Twenty years ago, police in the UK had a problem. Bands of thieves were carrying out brazen "ram raids" throughout the country. A media circus would soon envelop a story that had it all: violence, fear and derring-do. And one incredible car: The Lotus Carlton.
In the early 1990s, Britain was gripped by a scourge of violent robberies, in which thieves would ram stolen cars into the windows of retail stores and make off with jewelry or other highly resellable items. While not a new phenomenon, "ram raids" spiked in Britain during the global economic meltdown of that period, and subsequently dominated the 24-hour news cycle.
Built between 1989 and 1992, the Lotus Carlton wasn't a typical econobox endowed with a "Tuned by Lotus" badge. It was a supercar in plebian clothing. The massively upgraded Vauxhall Carlton (that is, Opel Omega, known to we Yanks in its next generation as the Cadillac Catera) was quicker than a Ferrari Testarossa from 0-60, and approached 180 mph at the top end. It was also extremely rare — fewer than 1,000 units saw daylight — and cost the astronomical sum of GBP48,000 new, or at the time, between 80 and 90 grand American.
Still, the Lotus Carlton was the fastest production sedan in the world, and a thumb in the eye of every German executive limo on the ooh-and-aah circuit, notably the BMW M5 and Mercedes-Benz 500E. It was an instant hero car and, not long after its launch, would become a whipping boy for the law-and-order crowd, who thought a saloon car with such towering performance specs had no business on the road.
Of course, the Lotus Carlton didn't really begin life as an economy car, but as the already kind of potent Opel Omega 3000GSi 24V. Beneath the bonnet was a worked 3.6-liter inline six with forged crank and pistons, two Garrett T25 turbochargers and an intercooler, altogether producing 377 hp and 419 lb-ft of torque. A six-speed ZF manual, with which Chevrolet Corvette ZR-1 owners were acquainted, handled the turbo six's prodigious power, as did the LSD from a V8 Holden Commodore. Struts in front, multilink at the rear, massive brakes, fat rubber and aero for days assured the Lotus Carlton could handle a corner as well as it could cover ground.
And so, when a particular group of smash-and-grab thieves were looking for the ultimate getaway car, the Lotus Carlton was at the top of their list. Or maybe they just saw the Imperial Green sedan sitting there, knew what it was, and grabbed it up on a whim.

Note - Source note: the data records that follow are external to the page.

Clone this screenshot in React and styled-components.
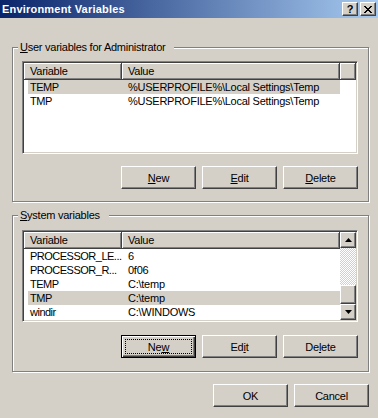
import React from 'react';
import styled, { createGlobalStyle, css } from 'styled-components';

const FACE = '#d4d0c8';
const SHADOW = '#808080';
const DARK = '#404040';

const GlobalStyle = createGlobalStyle`
  html, body {
    margin: 0;
    padding: 0;
    background: ${FACE};
  }
  body {
    font-family: "Liberation Sans", Arial, sans-serif;
    font-size: 11px;
    letter-spacing: -0.25px;
    color: #000;
  }
`;

const RAISED = css`
  border: 1px solid;
  border-color: #fff ${DARK} ${DARK} #fff;
  box-shadow: inset -1px -1px 0 ${SHADOW}, inset 1px 1px 0 ${FACE};
`;

const SUNKEN = css`
  border: 1px solid;
  border-color: ${SHADOW} #fff #fff ${SHADOW};
  box-shadow: inset 1px 1px 0 ${DARK}, inset -1px -1px 0 ${FACE};
`;

const Window = styled.div`
  display: flex;
  flex-direction: column;
  width: 378px;
  height: 418px;
  background: ${FACE};
  overflow: hidden;
`;

const TitleBar = styled.div`
  display: flex;
  align-items: center;
  height: 18px;
  padding: 0 2px 0 2px;
  background: linear-gradient(to right, #0a246a, #a6caf0);
`;

const Title = styled.span`
  flex: 1;
  color: #fff;
  font-weight: 700;
  font-size: 11px;
  letter-spacing: 0.2px;
`;

const CaptionButton = styled.div`
  ${RAISED};
  box-sizing: border-box;
  width: 16px;
  height: 14px;
  margin-left: ${({ $gap }) => $gap || 0}px;
  display: flex;
  align-items: center;
  justify-content: center;
  background: ${FACE};
  font-weight: 700;
  font-size: 11px;
  line-height: 1;
`;

const Content = styled.div`
  display: flex;
  flex-direction: column;
  padding: 29px 9px 0 12px;
`;

const GroupBox = styled.div`
  position: relative;
  display: flex;
  flex-direction: column;
  border: 1px solid ${SHADOW};
  box-shadow: inset 1px 1px 0 #fff, 1px 1px 0 #fff;
  padding: ${({ $pad }) => $pad};
  margin-bottom: ${({ $after }) => $after}px;
`;

const Legend = styled.span`
  position: absolute;
  top: -7px;
  left: 5px;
  padding: 0 9px 0 2px;
  background: ${FACE};
  line-height: 13px;
`;

const ListView = styled.div`
  ${SUNKEN};
  box-sizing: border-box;
  height: ${({ $height }) => $height}px;
  display: flex;
  background: #fff;
  padding: 1px;
  overflow: hidden;
`;

const ListBody = styled.div`
  flex: 1;
  display: flex;
  flex-direction: column;
`;

const HeaderRow = styled.div`
  display: flex;
  height: 17px;
`;

const HeaderCell = styled.div`
  box-sizing: border-box;
  width: ${({ $w }) => ($w ? `${$w}px` : 'auto')};
  flex: ${({ $w }) => ($w ? 'none' : 1)};
  padding-left: 6px;
  background: ${FACE};
  border-right: 1px solid ${DARK};
  border-bottom: 1px solid ${DARK};
  box-shadow: inset 1px 1px 0 #fff, inset -1px -1px 0 ${SHADOW};
  line-height: 16px;
  white-space: nowrap;
`;

const Row = styled.div`
  display: flex;
  height: 14px;
  width: 312px;
  margin-left: 4px;
  line-height: 14px;
  white-space: nowrap;
  background: ${({ $selected }) => ($selected ? FACE : 'transparent')};
`;

const NameCell = styled.span`
  width: 94px;
  flex: none;
  padding-left: 2px;
  box-sizing: border-box;
  letter-spacing: -0.5px;
`;

const ValueCell = styled.span`
  padding-left: 6px;
`;

const ScrollBar = styled.div`
  width: 16px;
  display: flex;
  flex-direction: column;
`;

const ScrollButton = styled.div`
  ${RAISED};
  box-sizing: border-box;
  height: ${({ $h }) => $h}px;
  display: flex;
  align-items: center;
  justify-content: center;
  background: ${FACE};
`;

const Track = styled.div`
  flex: 1;
  background: repeating-conic-gradient(${FACE} 0 25%, #fff 0 50%) 0 0 / 2px 2px;
`;

const ButtonRow = styled.div`
  display: flex;
  justify-content: flex-end;
  gap: 6px;
  margin-top: ${({ $top }) => $top}px;
`;

const Button = styled.div`
  ${RAISED};
  box-sizing: border-box;
  width: 75px;
  height: 23px;
  display: flex;
  align-items: center;
  justify-content: center;
  background: ${FACE};

  ${({ $focused }) =>
    $focused &&
    css`
      border: 1px solid #000;
      box-shadow: inset 1px 1px 0 #fff, inset -1px -1px 0 ${DARK},
        inset -2px -2px 0 ${SHADOW};
      outline: 1px dotted #000;
      outline-offset: -5px;
    `}
`;

const Arrow = ({ down }) => (
  <svg width="7" height="4" viewBox="0 0 7 4">
    <path d={down ? 'M0 0h7L3.5 4z' : 'M0 4h7L3.5 0z'} fill="#000" />
  </svg>
);

const CloseGlyph = () => (
  <svg width="8" height="7" viewBox="0 0 8 7">
    <path d="M0 0L7 7M1 0L8 7M7 0L0 7M8 0L1 7" stroke="#000" strokeWidth="1" />
  </svg>
);

const userVars = [
  { name: 'TEMP', value: '%USERPROFILE%\\Local Settings\\Temp', selected: true },
  { name: 'TMP', value: '%USERPROFILE%\\Local Settings\\Temp' }
];

const systemVars = [
  { name: 'PROCESSOR_LE...', value: '6' },
  { name: 'PROCESSOR_R...', value: '0f06' },
  { name: 'TEMP', value: 'C:\\temp' },
  { name: 'TMP', value: 'C:\\temp', selected: true },
  { name: 'windir', value: 'C:\\WINDOWS' }
];

const Rows = ({ items }) =>
  items.map(({ name, value, selected }) => (
    <Row key={name} $selected={selected}>
      <NameCell>{name}</NameCell>
      <ValueCell>{value}</ValueCell>
    </Row>
  ));

const App = () => (
  <>
    <GlobalStyle />
    <Window>
      <TitleBar>
        <Title>Environment Variables</Title>
        <CaptionButton>?</CaptionButton>
        <CaptionButton $gap={2}>
          <CloseGlyph />
        </CaptionButton>
      </TitleBar>

      <Content>
        <GroupBox $pad="13px 10px 12px 9px" $after={13}>
          <Legend>
            <u>U</u>ser variables for Administrator
          </Legend>
          <ListView $height={93}>
            <ListBody>
              <HeaderRow>
                <HeaderCell $w={98}>Variable</HeaderCell>
                <HeaderCell $w={218}>Value</HeaderCell>
                <HeaderCell />
              </HeaderRow>
              <Rows items={userVars} />
            </ListBody>
          </ListView>
          <ButtonRow $top={12}>
            <Button>
              <u>N</u>ew
            </Button>
            <Button>
              <u>E</u>dit
            </Button>
            <Button>
              <u>D</u>elete
            </Button>
          </ButtonRow>
        </GroupBox>

        <GroupBox $pad="14px 10px 13px 9px" $after={12}>
          <Legend>
            <u>S</u>ystem variables
          </Legend>
          <ListView $height={92}>
            <ListBody>
              <HeaderRow>
                <HeaderCell $w={98}>Variable</HeaderCell>
                <HeaderCell>Value</HeaderCell>
              </HeaderRow>
              <Rows items={systemVars} />
            </ListBody>
            <ScrollBar>
              <ScrollButton $h={16}>
                <Arrow />
              </ScrollButton>
              <Track />
              <ScrollButton $h={19} />
              <ScrollButton $h={16}>
                <Arrow down />
              </ScrollButton>
            </ScrollBar>
          </ListView>
          <ButtonRow $top={13}>
            <Button $focused>
              Ne<u>w</u>
            </Button>
            <Button>
              Ed<u>i</u>t
            </Button>
            <Button>
              De<u>l</u>ete
            </Button>
          </ButtonRow>
        </GroupBox>

        <ButtonRow $top={0}>
          <Button>OK</Button>
          <Button>Cancel</Button>
        </ButtonRow>
      </Content>
    </Window>
  </>
);

export default App;
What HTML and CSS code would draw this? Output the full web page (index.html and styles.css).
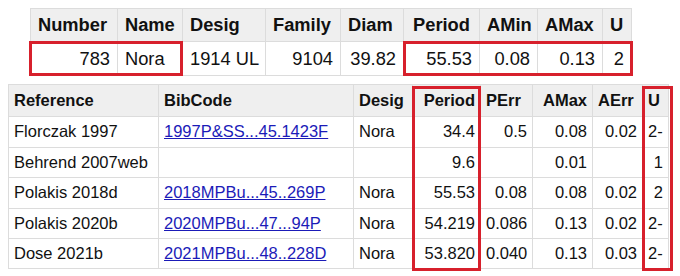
FILE: index.html
```html
<!DOCTYPE html>
<html>
<head>
<meta charset="utf-8">
<link rel="stylesheet" href="styles.css">
</head>
<body>
<div class="wrap wrap-top">
  <table class="tbl tbl-top">
    <colgroup>
      <col class="c87"><col class="c65"><col class="c83"><col class="c75"><col class="c63"><col class="c76"><col class="c58"><col class="c65"><col class="c29">
    </colgroup>
    <tr class="head">
      <th>Number</th><th>Name</th><th>Desig</th><th>Family</th><th>Diam</th><th class="ctr">Period</th><th>AMin</th><th>AMax</th><th>U</th>
    </tr>
    <tr>
      <td class="num">783</td><td>Nora</td><td>1914 UL</td><td class="num">9104</td><td class="num">39.82</td><td class="num">55.53</td><td class="num">0.08</td><td class="num">0.13</td><td class="num">2</td>
    </tr>
  </table>
  <div class="mark mark-a"></div>
  <div class="mark mark-b"></div>
</div>

<div class="wrap wrap-bottom">
  <table class="tbl tbl-bottom">
    <colgroup>
      <col class="c150"><col class="c195"><col class="c59"><col class="c68"><col class="c52"><col class="c60"><col class="c50"><col class="c26">
    </colgroup>
    <tr class="head">
      <th>Reference</th><th>BibCode</th><th>Desig</th><th class="rt">Period</th><th>PErr</th><th class="rt">AMax</th><th>AErr</th><th>U</th>
    </tr>
    <tr>
      <td>Florczak 1997</td><td><a href="#">1997P&amp;SS...45.1423F</a></td><td>Nora</td><td class="num">34.4</td><td class="num">0.5</td><td class="num">0.08</td><td class="num">0.02</td><td>2-</td>
    </tr>
    <tr>
      <td>Behrend 2007web</td><td></td><td></td><td class="num">9.6</td><td></td><td class="num">0.01</td><td></td><td class="num">1</td>
    </tr>
    <tr>
      <td>Polakis 2018d</td><td><a href="#">2018MPBu...45..269P</a></td><td>Nora</td><td class="num">55.53</td><td class="num">0.08</td><td class="num">0.08</td><td class="num">0.02</td><td class="num">2</td>
    </tr>
    <tr>
      <td>Polakis 2020b</td><td><a href="#">2020MPBu...47...94P</a></td><td>Nora</td><td class="num">54.219</td><td class="num">0.086</td><td class="num">0.13</td><td class="num">0.02</td><td>2-</td>
    </tr>
    <tr class="last">
      <td>Dose 2021b</td><td><a href="#">2021MPBu...48..228D</a></td><td>Nora</td><td class="num">53.820</td><td class="num">0.040</td><td class="num">0.13</td><td class="num">0.03</td><td>2-</td>
    </tr>
  </table>
  <div class="mark mark-c"></div>
  <div class="mark mark-d"></div>
</div>
</body>
</html>
```

FILE: styles.css
```css
html, body {
  margin: 0;
  padding: 0;
  background: #ffffff;
}

body {
  padding: 8px;
  font-family: "Liberation Sans", Arial, sans-serif;
  color: #111111;
}

.wrap {
  position: relative;
  width: fit-content;
}

.wrap-top {
  margin-left: 22px;
}

.wrap-bottom {
  margin-top: 8px;
}

.tbl {
  border-collapse: collapse;
  table-layout: fixed;
}

.tbl th,
.tbl td {
  border: 1px solid #dcdcdc;
  padding: 0 6px;
  white-space: nowrap;
  overflow: hidden;
  text-align: left;
  vertical-align: middle;
}

.tbl th {
  background: #efefef;
  font-weight: bold;
  color: #111111;
}

.tbl td.num,
.tbl th.rt {
  text-align: right;
}

.tbl th.ctr {
  text-align: center;
}

.tbl-top {
  font-size: 18.3px;
  width: 601px;
}

.tbl-top th {
  height: 32px;
  padding: 0 7px;
}

.tbl-top td {
  height: 33px;
  padding: 0 7px;
}

.tbl-bottom {
  font-size: 16.5px;
  width: 660px;
}

.tbl-bottom th {
  height: 31px;
  padding: 0 5px;
}

.tbl-bottom td {
  height: 29.5px;
  padding: 0 5px;
}

.tbl-bottom .last td {
  height: 29px;
}

.tbl a {
  color: #1b1bb8;
  text-decoration: underline;
}

.c87 { width: 87px; }
.c65 { width: 65px; }
.c83 { width: 83px; }
.c75 { width: 75px; }
.c63 { width: 63px; }
.c76 { width: 76px; }
.c58 { width: 58px; }
.c29 { width: 29px; }
.c150 { width: 150px; }
.c195 { width: 195px; }
.c59 { width: 59px; }
.c68 { width: 68px; }
.c52 { width: 52px; }
.c60 { width: 60px; }
.c50 { width: 50px; }
.c26 { width: 26px; }

.mark {
  position: absolute;
  box-sizing: border-box;
  border: 3px solid #d7202c;
  pointer-events: none;
}

.mark-a {
  left: -1px;
  top: 33px;
  width: 154px;
  height: 35px;
}

.mark-b {
  left: 373px;
  top: 33px;
  width: 230px;
  height: 35px;
}

.mark-c {
  left: 404px;
  top: 2px;
  width: 69px;
  height: 185px;
}

.mark-d {
  left: 634px;
  top: 2px;
  width: 31px;
  height: 185px;
}
```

Either way, they made their move on the night of November 26, 1993. According to The Independent, reporting at the time, a gang of ram raiders snatched a Lotus Carlton from a home in Pershore, Worcestershire. In the months that followed, they used it to rip off an estimated GBP20,000 in liquor and cigarettes throughout the West Midlands, including Bromsgrove, Redditch, Wythall, Belbroughton, Earlswood and Rubery, which are real places. According to the report, the thieves hid the car during the day, and struck after midnight. No one snitched.
Pissed-off cops were beside themselves about what to do. The thieves and their hot-rod Vauxhall were making a mockery of whatever hamstrung interceptors Johnny Law was sporting at the time. "We simply haven't been able to get near the thing and it looks unlikely that we ever will," an intelligence officer told The Independent about the Lotus. "Our urban panda cars can only go at 90mph, but we also have a policy of not getting involved in chases. If we did that, the thieves could kill themselves or someone else."
Talk radio hosts and tabloid newspapers jumped on the story of "the car that was too fast for public safety" and called for the car to be banned, or at least its top speed to be restricted. None of that ever happened.
Eventually, the number of incidents waned, and while the media hung on to the ram-raid story for dear life, the police never did catch that particular gang. For that, they can likely thank the unprecedented performance of their stolen Lotus Carlton, a car whose story resounds in British automotive lore. In one often-told urban legend, after one such ram raid, the gang outran the West Midlands Police Helicopter up the M6. That may or may not be true, but knowing the Lotus Carlton's 0-100 time of 11 seconds flat, it certainly sounds plausible.